How To Perform a Layoff Without Losing Your Mind
As the coronavirus pandemic continues to evolve, the damage to the job market looks likely to be deep and long-lasting. Managers are not only dealing with the stress and sadness of having to let go of a large number of their workers, many of them are also feeling underlying anxiety about their own positions.
Even if laying off employees is the only way to keep the organization running, how do you handle your feelings of guilt and sadness? How should you deliver the news when you can’t meet face-to-face? What should you say to your employees who remain? And what can you do to manage fear about your own future?
WHAT THE EXPERTS SAY
Laying off employees is difficult in normal times; but amidst the Covid-19 global health crisis, the task is “emotionally and cognitively overwhelming.” according to Joshua Margolis, a professor at Harvard Business School. “This experience for most of us is unfathomable,” he says. As a manager charged with dismissing a wide swath of employees, “you’re pulled in different directions: Your heart goes out to people, but you have a responsibility to the organization.”
That tension is magnified when you’re also worried about your own fate. “You’re human and you’re going to have a lot of those 2 AM moments,” he says. “In your role as a manager, you need to be there for your people.” Here are some recommendations.
LEADERS: REFLECT ON WHETHER LAYOFFS ARE NEEDED
If you’re the one making the decisions about layoffs, ask yourself one question: is downsizing your workforce truly necessary? The impulse to cut costs is understandable, but this is not a periodic recession. Rather, this pandemic represents an exceptionally historic moment that will end up being pivotal for the economy and for people’s communities, careers, and lives, and it might warrant a different response. Laying off people should be the last resort.
If you decide layoffs are necessary or others have made that decision for you, then make sure you’re prepared before you reach out to the affected employees. Figure out how and when you will deliver the news to your employees on an individual basis and what the message will consist of.
Reach out to HR, your legal department, and any other senior leaders who might be able to help you prepare answers to questions such as “When will I get my last paycheck?”
SET THE RIGHT TONE
Because you will probably deliver the message remotely, you must take extra care to break the news “with empathy and compassion.” Even though you may worry that you, too, might get laid-off, this particular termination is not about you.

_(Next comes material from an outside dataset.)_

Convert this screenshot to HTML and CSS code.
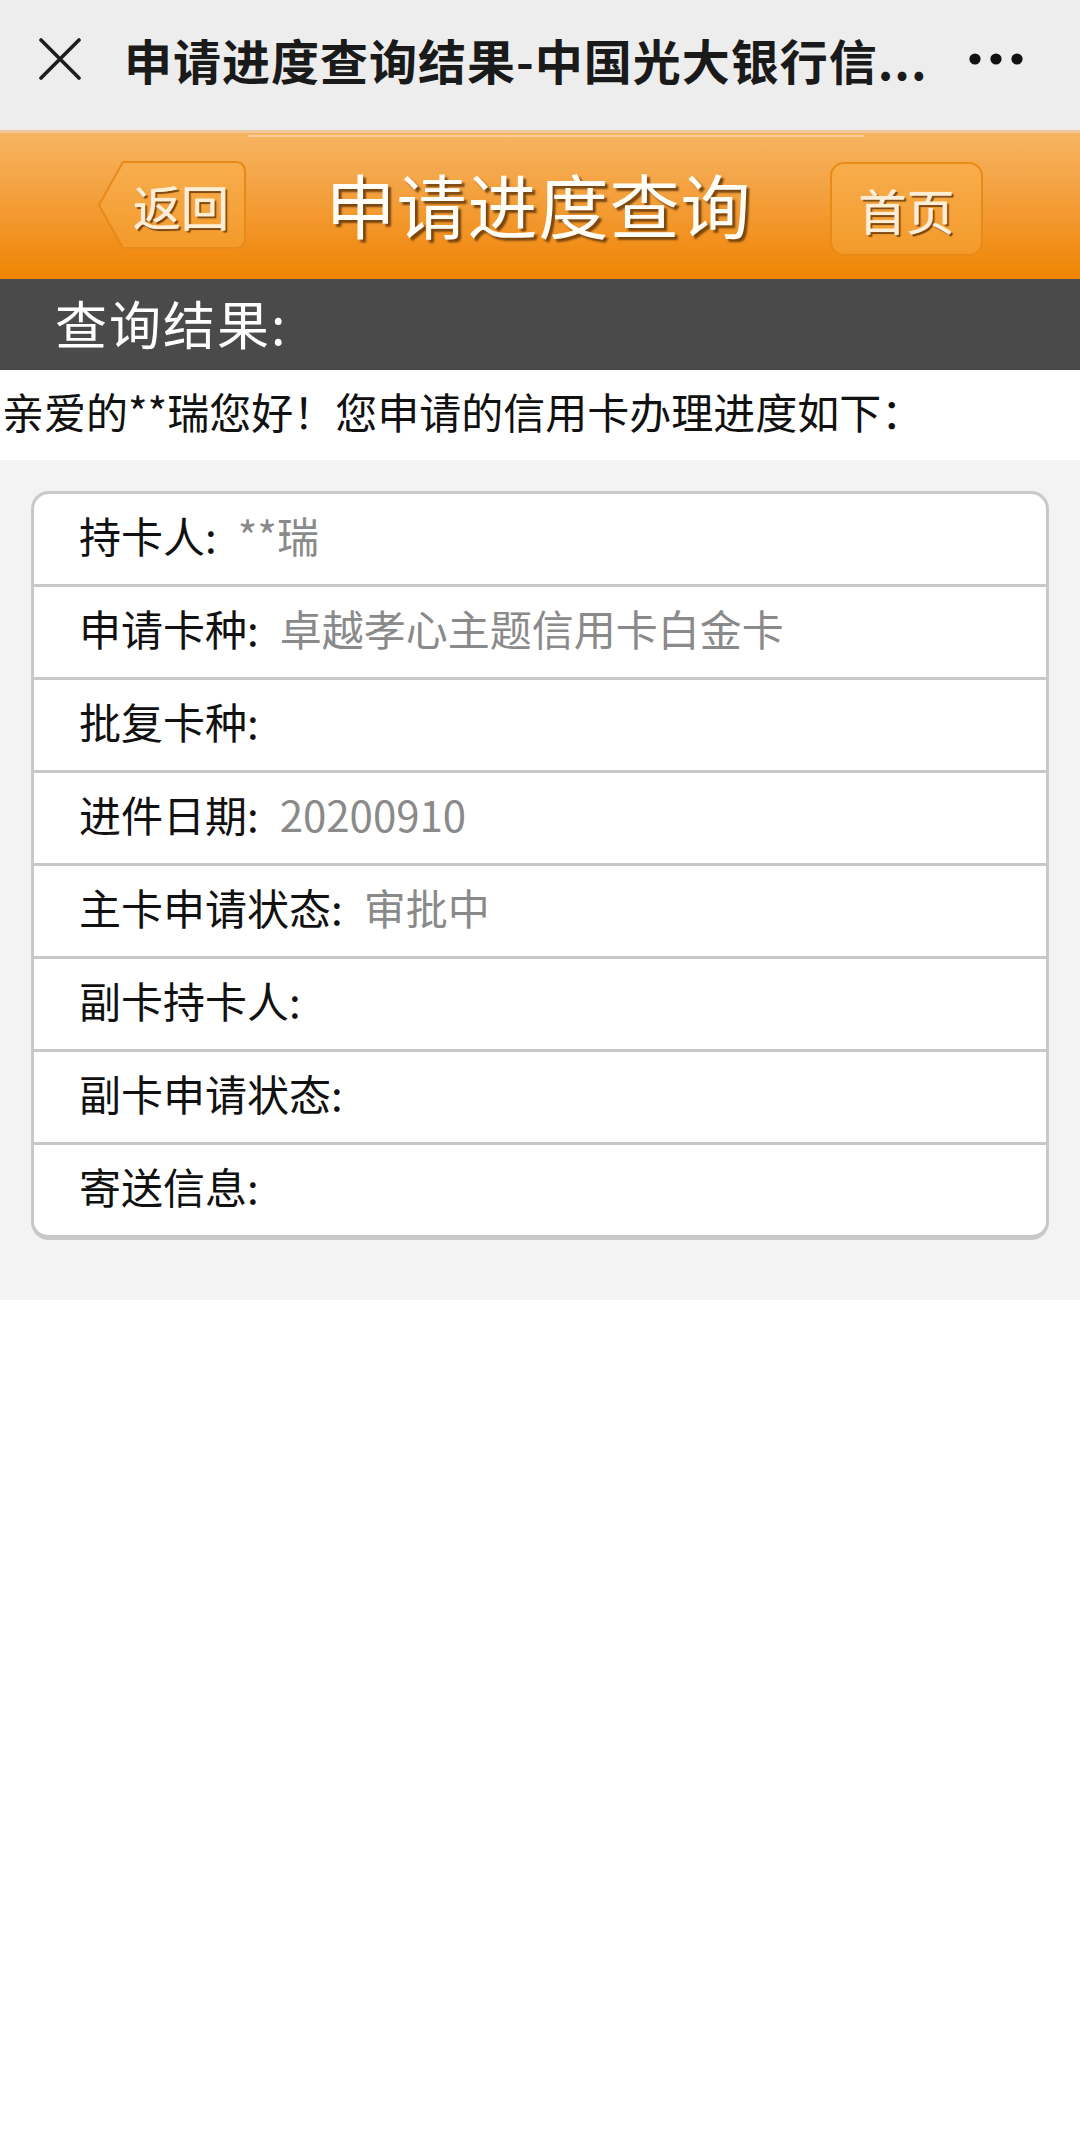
FILE: index.html
```html
<!DOCTYPE html>
<html lang="zh-CN">
  <head>
    <meta charset="UTF-8" />
    <title>申请进度查询结果-中国光大银行信用卡</title>
    <meta name="viewport" content="width=device-width, initial-scale=1.0" />
    <link rel="stylesheet" href="styles.css">
  </head>
  <body>
    <div class="topbar">
      <svg class="close-icon" width="42" height="42" viewBox="0 0 42 42">
        <path d="M2 2 L40 40 M40 2 L2 40" stroke="#1e1e1e" stroke-width="3.6" stroke-linecap="round" />
      </svg>
      <div class="topbar-title">申请进度查询结果-中国光大银行信...</div>
      <svg class="more-icon" width="54" height="14" viewBox="0 0 54 14">
        <circle cx="6" cy="7" r="5.6" fill="#111" />
        <circle cx="27" cy="7" r="5.6" fill="#111" />
        <circle cx="48" cy="7" r="5.6" fill="#111" />
      </svg>
    </div>

    <header class="header">
      <a class="btn btn-back">
        <svg class="btn-bg" width="150" height="90" viewBox="0 0 150 90">
          <defs>
            <linearGradient id="backFill" x1="0" y1="0" x2="0" y2="1">
              <stop offset="0" stop-color="#f8ae4f" />
              <stop offset="1" stop-color="#f39a2a" />
            </linearGradient>
          </defs>
          <path d="M26 2 H138 Q148 2 148 12 V78 Q148 88 138 88 H26 L2 45 Z" fill="url(#backFill)" stroke="#e88a18" stroke-width="2" />
        </svg>
        <span class="btn-text">返回</span>
      </a>
      <h1 class="header-title">申请进度查询</h1>
      <a class="btn btn-home">
        <span class="btn-text">首页</span>
      </a>
    </header>

    <div class="section-bar">查询结果:</div>

    <p class="greeting">亲爱的**瑞您好！您申请的信用卡办理进度如下：</p>

    <main class="result">
      <div class="card">
        <div class="row"><span class="label">持卡人:</span><span class="value">**瑞</span></div>
        <div class="row"><span class="label">申请卡种:</span><span class="value">卓越孝心主题信用卡白金卡</span></div>
        <div class="row"><span class="label">批复卡种:</span><span class="value"></span></div>
        <div class="row"><span class="label">进件日期:</span><span class="value">20200910</span></div>
        <div class="row"><span class="label">主卡申请状态:</span><span class="value">审批中</span></div>
        <div class="row"><span class="label">副卡持卡人:</span><span class="value"></span></div>
        <div class="row"><span class="label">副卡申请状态:</span><span class="value"></span></div>
        <div class="row"><span class="label">寄送信息:</span><span class="value"></span></div>
      </div>
    </main>
  </body>
</html>
```

FILE: styles.css
```css
body {
  margin: 0;
  font-family: "Noto Sans CJK SC", "Noto Sans", sans-serif;
  background-color: #fff;
  color: #111;
}

.topbar {
  height: 130px;
  box-sizing: border-box;
  padding: 0 0 12px 39px;
  background-color: #ededed;
  display: flex;
  align-items: center;
}

.close-icon {
  flex: none;
}

.topbar-title {
  margin-left: 43px;
  font-size: 48px;
  font-weight: 700;
  letter-spacing: 1px;
  color: #1a1a1a;
  white-space: nowrap;
  line-height: 1;
}

.more-icon {
  margin-left: auto;
  margin-right: 57px;
  flex: none;
}

.header {
  height: 149px;
  box-sizing: border-box;
  padding: 0 97px;
  display: flex;
  align-items: center;
  justify-content: space-between;
  border-top: 3px solid #efc89c;
  background:
    linear-gradient(to right, transparent 23%, rgba(255, 240, 220, 0.45) 23%, rgba(255, 240, 220, 0.45) 80%, transparent 80%) no-repeat center 2px / 100% 2px,
    linear-gradient(to bottom, #f7b462 0%, #f4a444 35%, #f29222 70%, #ef8502 100%);
}

.btn {
  position: relative;
  display: flex;
  align-items: center;
  justify-content: center;
  box-sizing: border-box;
}

.btn-back {
  width: 150px;
  height: 90px;
  padding-left: 18px;
  margin-top: -2px;
}

.btn-bg {
  position: absolute;
  left: 0;
  top: 0;
}

.btn-home {
  width: 153px;
  height: 94px;
  margin-top: 6px;
  border: 2px solid #e88a18;
  border-radius: 14px;
  background: linear-gradient(to bottom, #f8ad4c, #f39a2a);
}

.btn-text {
  position: relative;
  font-size: 48px;
  font-weight: 400;
  line-height: 1;
  color: #fdeed6;
  text-shadow: 0 0 1px #fdeed6, 2px 2px 1px rgba(105, 55, 8, 0.9);
}

.header-title {
  margin: 0 0 4px;
  font-size: 70px;
  font-weight: 400;
  letter-spacing: 1px;
  line-height: 1;
  color: #fffdf6;
  text-shadow: 3px 3px 2px rgba(110, 62, 12, 0.9);
}

.section-bar {
  height: 91px;
  box-sizing: border-box;
  padding: 0 0 4px 55px;
  display: flex;
  align-items: center;
  background-color: #4a4a4a;
  color: #fff;
  font-size: 52px;
  letter-spacing: 2px;
  line-height: 1;
}

.greeting {
  margin: 0;
  height: 90px;
  box-sizing: border-box;
  padding: 0 0 8px 2px;
  display: flex;
  align-items: center;
  font-size: 42px;
  line-height: 1;
  color: #111;
}

.result {
  background-color: #f3f3f3;
  padding: 31px 31px 60px;
}

.card {
  background-color: #fff;
  border: 3px solid #c8c8c8;
  border-bottom-width: 5px;
  border-radius: 18px;
  overflow: hidden;
}

.row {
  height: 90px;
  box-sizing: border-box;
  display: flex;
  align-items: center;
  padding: 0 0 8px 45px;
  font-size: 42px;
  line-height: 1;
}

.row + .row {
  height: 93px;
  border-top: 3px solid #c8c8c8;
}

.label {
  color: #111;
}

.value {
  margin-left: 21px;
  color: #8a8a8a;
}
```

THIS IS NOT A TIME FOR YOU TO TAKE UP SPACE AND SUCCUMB TO YOUR INSECURITIES BY SAYING SOMETHING LIKE,
“THIS IS REALLY HARD FOR ME.”
Ideally, you will have the conversation via video link so that you can “make eye contact” with the other person. If the conversation takes place on the phone, free yourself of all distractions. “Be fully present and listen.”
BE DIRECT AND HUMAN
Your message should be clear, concise, and unequivocal. For instance, I’m sorry, but at end of next week, we are terminating your job. Imparting an expeditious, direct message can feel cold, but it allows the other person to process what you’re saying.
Express gratitude for their hard work and dedication. Then offer a short and simple explanation about the economic conditions that led to the layoff. Stress that this is not about specific job performance. This is not the employee’s fault. This is about a global circumstance that none of us created.
Acknowledge, too, that one of the difficult things about being laid off during this crisis is that coworkers won’t get a chance to say goodbye in person.
OFFER ASSISTANCE — BUT DON’T OVERPROMISE
Be helpful. Provide information on where your employee should go for government benefits. Offer ideas about job opportunities at other organizations. Offer to serve as a reference. But, don’t overcommit to things you can’t deliver. For instance, you may feel tempted to say, ‘As things get clearer, and the economy improves, you’re on our list to come back,”. But no one has that kind of foresight. Don’t sugarcoat and don’t give false hope.
FOCUS ON YOUR WELLBEING
Finally, take care of yourself. “Hopefully, this is the only time you face something of this magnitude. The best coping mechanism for when you can’t anticipate what’s in store for you is self-care. Eat healthy, wholesome food; get regular exercise; try meditating; get plenty of sleep at night; read a good book.
A little perspective helps too. Remember, you are not alone. Unfortunately, there are a lot of managers going through this.